YOUR OBJECTIVE —
In the data below, locate each line with the word "full" and list it.
DATA SECTION start
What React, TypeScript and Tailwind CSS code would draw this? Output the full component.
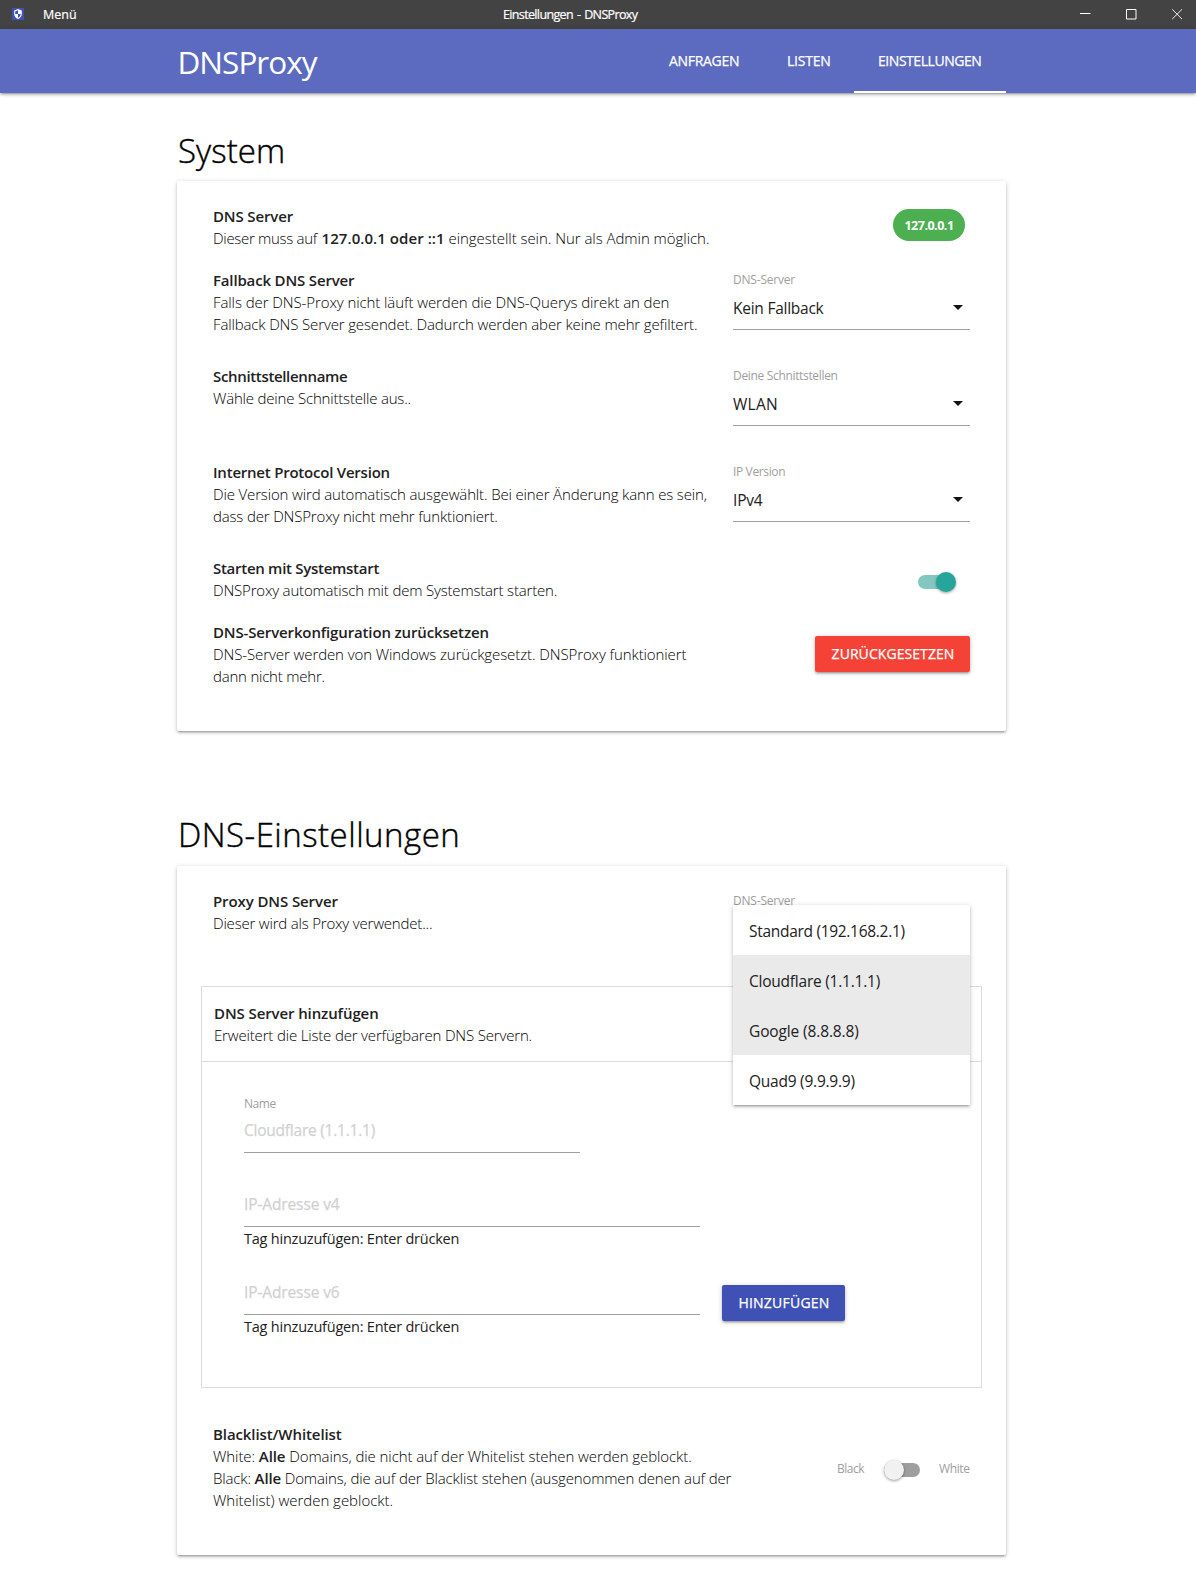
import type { ReactNode } from "react";

const SHADOW =
  "shadow-[0_2px_2px_0_rgba(0,0,0,0.14),0_3px_1px_-2px_rgba(0,0,0,0.12),0_1px_5px_0_rgba(0,0,0,0.2)]";

function Line({ className = "", children }: { className?: string; children: ReactNode }) {
  return <div className={`h-[22px] whitespace-nowrap ${className}`}>{children}</div>;
}

function Title({ className = "", children }: { className?: string; children: ReactNode }) {
  return <h3 className={`h-[22px] whitespace-nowrap font-semibold text-[#212121] ${className}`}>{children}</h3>;
}

function Row({ className, control, children }: { className: string; control: ReactNode; children: ReactNode }) {
  return (
    <div className={`flex justify-between ${className}`}>
      <div className="text-[15px] leading-[22px] font-light text-black">{children}</div>
      {control}
    </div>
  );
}

function Select({ label, labelClass, value, valueClass }: { label: string; labelClass: string; value: string; valueClass: string }) {
  return (
    <div className="w-[237px] pt-[2px]">
      <div className={`h-[18px] text-xs leading-[18px] text-[#9e9e9e] ${labelClass}`}>{label}</div>
      <div className="mt-[6px] flex h-[35px] items-start justify-between border-b border-[#9e9e9e] pr-[7px]">
        <span className={`text-[15.5px] leading-[26px] text-[#212121] ${valueClass}`}>{value}</span>
        <svg className="mt-[10px] h-[5px] w-[10px]" viewBox="0 0 10 5">
          <path d="M0 0h10L5 5z" fill="#111" />
        </svg>
      </div>
    </div>
  );
}

function TitleBar() {
  return (
    <div className="flex h-[29px] bg-[#434343] text-[12.5px] leading-[29px] text-white">
      <div className="flex w-[503px] items-start">
        <svg className="mt-2 ml-3 h-3 w-3" viewBox="0 0 12 12">
          <rect width="12" height="12" fill="#3f51b5" />
          <path d="M6 1 2.2 2.6V6c0 2.2 1.6 4.1 3.8 5 2.2-.9 3.8-2.8 3.8-5V2.600z" fill="#fff" />
          <path d="M6 2.200V6H3.200v-2.600zM6 6h2.800C8.500 7.700 7.400 9.100 6 9.800z" fill="#3f51b5" />
        </svg>
        <span className="ml-[19px] [-webkit-text-stroke:0.2px]">Menü</span>
      </div>
      <span className="w-[560px] tracking-[-0.64px] [-webkit-text-stroke:0.2px] [word-spacing:1.3px]">
        Einstellungen - DNSProxy
      </span>
      <div className="flex pt-[9px]">
        <svg className="h-[11px] w-[120px]" viewBox="0 0 120 11" fill="none" stroke="#fff">
          <path d="M17 4.500h10.500M63.500 .5h9.500v9.500h-9.500z" />
          <path d="M119 .3l-9.800 9.800M109.200 .3l9.800 9.800" strokeWidth="0.9" />
        </svg>
      </div>
    </div>
  );
}

function Header() {
  return (
    <header className={`relative h-16 bg-[#5c6bc0] text-white ${SHADOW}`}>
      <div className="ml-[177px] flex w-[829px] justify-between">
        <div className="pl-[0.500px] text-[31.5px] leading-[66px] tracking-[-0.99px]">DNSProxy</div>
        <nav className="flex text-sm leading-16 [-webkit-text-stroke:0.25px]">
          <a className="h-16 w-[118px] pl-6 tracking-[-0.3px]">ANFRAGEN</a>
          <a className="h-16 w-[91px] pl-6 tracking-[-0.22px]">LISTEN</a>
          <a className="h-16 w-[152px] border-b-2 border-white pl-6 tracking-[-0.45px]">EINSTELLUNGEN</a>
        </nav>
      </div>
    </header>
  );
}

function Button({ className, children }: { className: string; children: ReactNode }) {
  return (
    <button
      className={`h-9 shrink-0 rounded-[2px] text-center text-sm leading-9 text-white [-webkit-text-stroke:0.25px] ${SHADOW} ${className}`}
    >
      {children}
    </button>
  );
}

const OPTIONS = [
  { label: "Standard (192.168.2.1)", style: "tracking-[-0.3px]" },
  { label: "Cloudflare (1.1.1.1)", style: "tracking-[-0.23px] bg-[#eaeaea]" },
  { label: "Google (8.8.8.8)", style: "tracking-[-0.13px] bg-[#eaeaea]" },
  { label: "Quad9 (9.9.9.9)", style: "tracking-[-0.24px]" },
];

function OpenSelect() {
  return (
    <div className="relative w-[237px] pt-[2px]">
      <div className="h-[18px] text-xs leading-[18px] tracking-[-0.2px] text-[#9e9e9e]">DNS-Server</div>
      <ul className={`absolute top-[15px] left-0 z-10 w-[237px] bg-white ${SHADOW}`}>
        {OPTIONS.map((o) => (
          <li key={o.label} className={`h-[50px] pl-4 text-[15.5px] leading-[52px] text-[#212121] ${o.style}`}>
            {o.label}
          </li>
        ))}
      </ul>
    </div>
  );
}

function Placeholder({ className, children }: { className: string; children: ReactNode }) {
  return (
    <div
      className={`border-b border-[#9e9e9e] text-[15.5px] leading-[22px] text-[#d1d1d1] [-webkit-text-stroke:0.25px] ${className}`}
    >
      {children}
    </div>
  );
}

function Helper() {
  return (
    <div className="h-[22px] text-[14.5px] leading-6 tracking-[-0.22px] whitespace-nowrap text-[#212121]">
      Tag hinzuzufügen: Enter drücken
    </div>
  );
}

export default function App() {
  return (
    <div className="h-[1594px] overflow-hidden bg-white font-['Open_Sans','Noto_Sans',sans-serif] text-black">
      <TitleBar />
      <Header />
      <main className="ml-[177px] w-[829px]">
        <h2 className="h-[88px] pt-[33px] pl-px text-[33px] leading-[50px] font-light tracking-[0.08px] [-webkit-text-stroke:0.4px]">
          System
        </h2>
        <section className={`h-[550px] rounded-[2px] bg-white px-9 pt-6 ${SHADOW}`}>
          <Row
            className="h-16"
            control={
              <div className="mt-1 mr-[5px] h-8 w-[72px] rounded-full bg-[#4caf50] text-center text-[12.5px] leading-[33px] font-bold tracking-[-0.49px] text-white">
                127.0.0.1
              </div>
            }
          >
            <Title className="tracking-[-0.13px]">DNS Server</Title>
            <Line>
              <span className="tracking-[-0.3px]">Dieser muss auf </span>
              <b className="ml-px font-semibold tracking-[0.06px] text-[#212121]">127.0.0.1 oder ::1</b>
              <span className="tracking-[-0.04px]"> eingestellt sein. Nur als Admin möglich.</span>
            </Line>
          </Row>
          <Row
            className="h-24"
            control={<Select label="DNS-Server" labelClass="tracking-[-0.2px]" value="Kein Fallback" valueClass="tracking-[-0.25px]" />}
          >
            <Title className="tracking-[-0.16px]">Fallback DNS Server</Title>
            <Line className="tracking-[-0.085px]">Falls der DNS-Proxy nicht läuft werden die DNS-Querys direkt an den</Line>
            <Line className="tracking-[-0.142px]">Fallback DNS Server gesendet. Dadurch werden aber keine mehr gefiltert.</Line>
          </Row>
          <Row
            className="h-24"
            control={<Select label="Deine Schnittstellen" labelClass="tracking-[-0.33px]" value="WLAN" valueClass="tracking-[0.3px]" />}
          >
            <Title className="tracking-[-0.34px]">Schnittstellenname</Title>
            <Line className="tracking-[-0.19px]">Wähle deine Schnittstelle aus..</Line>
          </Row>
          <Row
            className="h-24"
            control={<Select label="IP Version" labelClass="tracking-[-0.36px]" value="IPv4" valueClass="tracking-[-0.2px]" />}
          >
            <Title className="tracking-[-0.22px]">Internet Protocol Version</Title>
            <Line className="tracking-[-0.145px]">Die Version wird automatisch ausgewählt. Bei einer Änderung kann es sein,</Line>
            <Line className="tracking-[-0.167px]">dass der DNSProxy nicht mehr funktioniert.</Line>
          </Row>
          <Row
            className="h-16"
            control={
              <div className="mt-[15px] mr-[14px] flex h-5 w-[38px] items-center">
                <span className="h-[14px] w-[36px] rounded-full bg-[#84c7c1]" />
                <span className="-ml-[18px] h-5 w-5 shrink-0 rounded-full bg-[#26a69a] shadow-[0_1px_3px_rgba(0,0,0,0.4)]" />
              </div>
            }
          >
            <Title className="tracking-[-0.28px]">Starten mit Systemstart</Title>
            <Line className="tracking-[-0.18px]">DNSProxy automatisch mit dem Systemstart starten.</Line>
          </Row>
          <Row
            className="h-24"
            control={<Button className="mt-[15px] w-[155px] bg-[#f44336] pl-px tracking-[0.07px]">ZURÜCKGESETZEN</Button>}
          >
            <Title className="tracking-[-0.14px]">DNS-Serverkonfiguration zurücksetzen</Title>
            <Line className="tracking-[-0.095px]">DNS-Server werden von Windows zurückgesetzt. DNSProxy funktioniert</Line>
            <Line className="tracking-[-0.22px]">dann nicht mehr.</Line>
          </Row>
        </section>

        <h2 className="mt-[46px] h-[89px] pt-[33px] pl-px text-[33px] leading-[50px] font-light tracking-[0.48px] [-webkit-text-stroke:0.4px]">
          DNS-Einstellungen
        </h2>
        <section className={`h-[689px] rounded-[2px] bg-white px-6 pt-6 ${SHADOW}`}>
          <Row className="h-24 px-3" control={<OpenSelect />}>
            <Title className="tracking-[-0.1px]">Proxy DNS Server</Title>
            <Line className="tracking-[-0.19px]">Dieser wird als Proxy verwendet...</Line>
          </Row>

          <div className="h-[402px] w-[781px] border border-[#dcdcdc]">
            <div className="h-[75px] border-b border-[#dcdcdc] pt-[15px] pl-3 text-[15px] leading-[22px] font-light">
              <Title className="tracking-[-0.1px]">DNS Server hinzufügen</Title>
              <Line className="tracking-[-0.17px]">Erweitert die Liste der verfügbaren DNS Servern.</Line>
            </div>
            <div className="pt-[32px] pl-[42px]">
              <div className="h-[18px] text-xs leading-[19px] tracking-[-0.42px] text-[#9e9e9e]">Name</div>
              <Placeholder className="mt-[7px] h-[34px] w-[336px] tracking-[-0.23px]">Cloudflare (1.1.1.1)</Placeholder>
              <Placeholder className="mt-[40px] h-[34px] w-[456px] tracking-[-0.12px]">IP-Adresse v4</Placeholder>
              <Helper />
              <div className="mt-[32px] flex gap-[22px]">
                <div>
                  <Placeholder className="h-[34px] w-[456px] tracking-[-0.12px]">IP-Adresse v6</Placeholder>
                  <Helper />
                </div>
                <Button className="mt-[4px] w-[123px] bg-[#3f51b5] pl-px tracking-[0.22px]">HINZUFÜGEN</Button>
              </div>
            </div>
          </div>

          <Row
            className="mt-[35px] px-3"
            control={
              <div className="mt-[37px] flex h-5 items-center text-xs text-[#9e9e9e]">
                <span className="w-[46.500px] pb-[2px] tracking-[-0.47px]">Black</span>
                <span className="flex w-[55.500px] items-center">
                  <span className="z-10 h-5 w-5 shrink-0 rounded-full bg-[#f1f1f1] shadow-[0_1px_3px_rgba(0,0,0,0.4)]" />
                  <span className="-ml-[20px] h-[14px] w-[36px] rounded-full bg-[#9e9e9e]" />
                </span>
                <span className="w-[31px] pb-[2px] tracking-[-0.4px]">White</span>
              </div>
            }
          >
            <Title className="tracking-[-0.09px]">Blacklist/Whitelist</Title>
            <Line className="tracking-[-0.08px]">
              White: <b className="font-semibold text-[#212121]">Alle</b> Domains, die nicht auf der Whitelist stehen werden geblockt.
            </Line>
            <Line className="tracking-[-0.142px]">
              Black: <b className="font-semibold text-[#212121]">Alle</b> Domains, die auf der Blacklist stehen (ausgenommen denen auf der
            </Line>
            <Line className="tracking-[-0.02px]">Whitelist) werden geblockt.</Line>
          </Row>
        </section>
      </main>
    </div>
  );
}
DATA SECTION end
RESPONSE —
What React, TypeScript and Tailwind CSS code would draw this? Output the full component.
              <div className="mt-1 mr-[5px] h-8 w-[72px] rounded-full bg-[#4caf50] text-center text-[12.5px] leading-[33px] font-bold tracking-[-0.49px] text-white">
                <span className="h-[14px] w-[36px] rounded-full bg-[#84c7c1]" />
                <span className="-ml-[18px] h-5 w-5 shrink-0 rounded-full bg-[#26a69a] shadow-[0_1px_3px_rgba(0,0,0,0.4)]" />
                  <span className="z-10 h-5 w-5 shrink-0 rounded-full bg-[#f1f1f1] shadow-[0_1px_3px_rgba(0,0,0,0.4)]" />
                  <span className="-ml-[20px] h-[14px] w-[36px] rounded-full bg-[#9e9e9e]" />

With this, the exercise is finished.